Crisis action launched for global finance system
The world's biggest central banks moved without warning to cut a key interest rate in a bid to halt the euro zone's crisis, unleashing a flood of money into financial markets.
The dramatic surge of funds sent financial markets soaring, with the Australian dollar erasing a month's losses in a matter of seconds to soar as high as $US1.033 US cents - for a gain of almost 3 US cents. Australian shares joined the powerful rally added as much as $33 billion in early trading today.
The central banks of the euro zone, Canada, Britain, Japan, United States and Switzerland acted in unison to make it cheaper for banks to borrow in emergencies.
The move is aimed to preventing a credit freeze taking hold that would see banks reluctant to lend to each other - and then to customers -as happened during the depths of the 2008-09 global financial crisis.
The central banks said they were engaging in "coordinated actions to enhance their capacity to provide liquidity support to the global financial system," according to the statement.
"The purpose of these actions is to ease strains in financial markets and thereby mitigate the effects of such strains on the supply of credit to households and businesses and so help foster economic activity," they added.
China, the nation which contributes most to global growth and is Australia's biggest export market, chimed in by cutting the amount of cash that its banks must set aside as reserves for the first time since 2008. That move alone may add about $53 billion to its financial system, according to investment bank UBS.
Markets surge
Global stock markets have rocketed on the central banks' actions. Shares in Europe added more than 4 per cent while Wall Street is trading on gains of more than 3 per cent.
Australian shares are having their best day in weeks, adding about 3 per cent in early trading, and paring this year's loss to about 11 per cent.
The Australian dollar, which snuck above parity with the greenback late on Tuesday but closed yesterday at 99.91 US cents, has jumped to as high as $US1.0334 in overnight trade, and recently traded at $US1.027.
Wall Street ended more than 4 per cent higher, with the Dow Jones Industrial Average posting its best day since March 2009. German stocks were up 5 percent with other European bourses higher by slightly less.
The euro also spiked on the foreign exchange markets, as traders sensed it could ease European banks' credit worries.
The gains, though, may be temporary unless further steps are taken to resolve Europe's sovereign debt load, analysts said.
“
It’s supportive but not necessarily a game changer,” said Michelle Girard, senior US economist at RBS Securities Inc. in Stamford, Connecticut. “
The impact is more psychological than anything else” as investors take heart from policy makers’ coordination, she said.
Commercial bank relief
The arrangement allows the central banks to lend dollars to commercial banks that might be finding it hard to borrow them directly from other banks and is aimed at easing tensions in the crucial interbank lending market.
The banks said they were not only reducing the interest rate on this operation by half a percentage point from December 5, but also extending it until February 1, 2013.

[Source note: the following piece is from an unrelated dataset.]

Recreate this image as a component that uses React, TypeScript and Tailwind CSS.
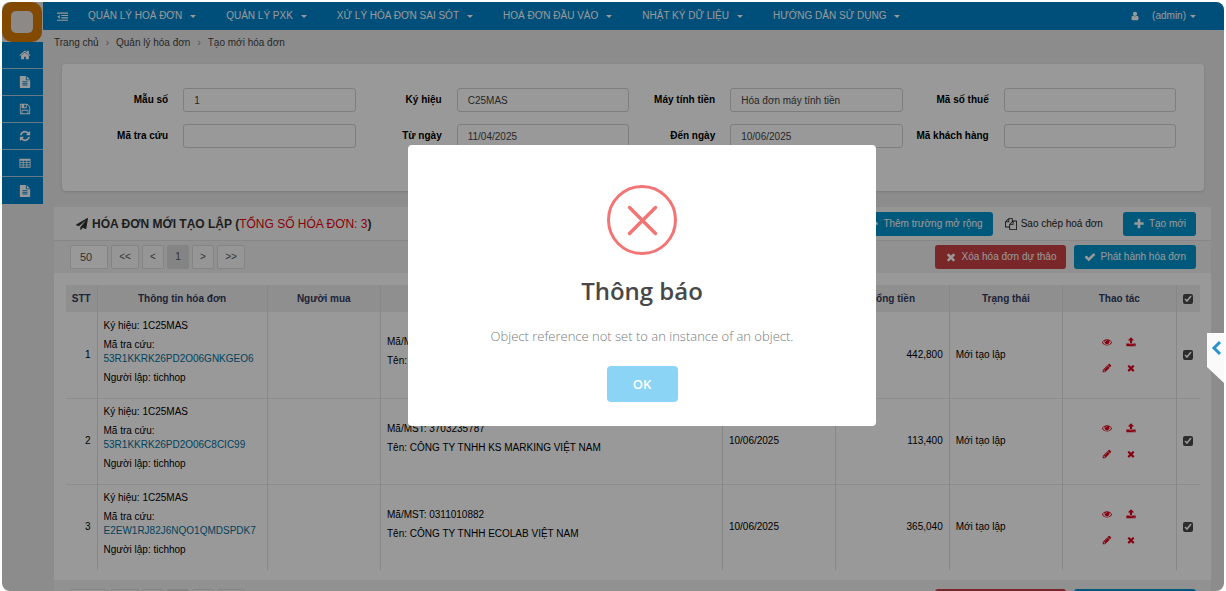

Bank of Japan Governor Masaaki Shirakawa said the move was aimed at giving markets "a sense of relief," but warned it was not enough on its own to solve Europe's fiscal woes.
"The European debt problem can't be solved by liquidity provisions alone," he told a press conference, according to Dow Jones Newswires.
"The step is meant to buy time for European countries to proceed with their fiscal and economic reform," he added.
French Finance Minister Francois Baroin hailed the move as "very positive", on the sidelines of a European Union meeting in Brussels.
Christian Schulz, a senior economist with Berenberg Bank, said the action could relieve serious strain on markets.
"As always in market panics with central bank action, the signal is more important than the actual size of the action," he said.
"While today's central bank action does not resolve the European sovereign debt crisis, it should ease the panic around European banks significantly and help preventing a devastating credit crunch."
The central banks also agreed to allow cash swap arrangements in any of the participating countries' currencies if market conditions require them.
"At present, there is no need to offer liquidity in non-domestic currencies other than the US dollar, but the central banks judge it prudent to make the necessary arrangements so that liquidity support operations could be put into place quickly should the need arise," they said.
This "will probably help banks to get necessary liquidity to run their domestic operations in a smooth way," an Italian trader told Dow Jones Newswires.
Such dollar operations were used to ease a credit crunch during the financial crisis of 2008-2009 and resumed in September in response to a dollar shortage among eurozone banks hit by the debt crisis.
However, Tom Levinson from ING bank said the onus was still on European leaders to come up with a solution to the debt crisis.
Unless the eurozone comes up with a "convincing answer" soon, "we would expect downward pressure on the euro to resume, with central banks forced to get ever more creative as their toolboxes are emptied," said the analyst.
AFP, Bloomberg with BusinessDay
---
Notice two things:
-- Not one mention of incredible superpower India.
-- This is a short term attempt to change market psychology; the European fundamentals remain dire.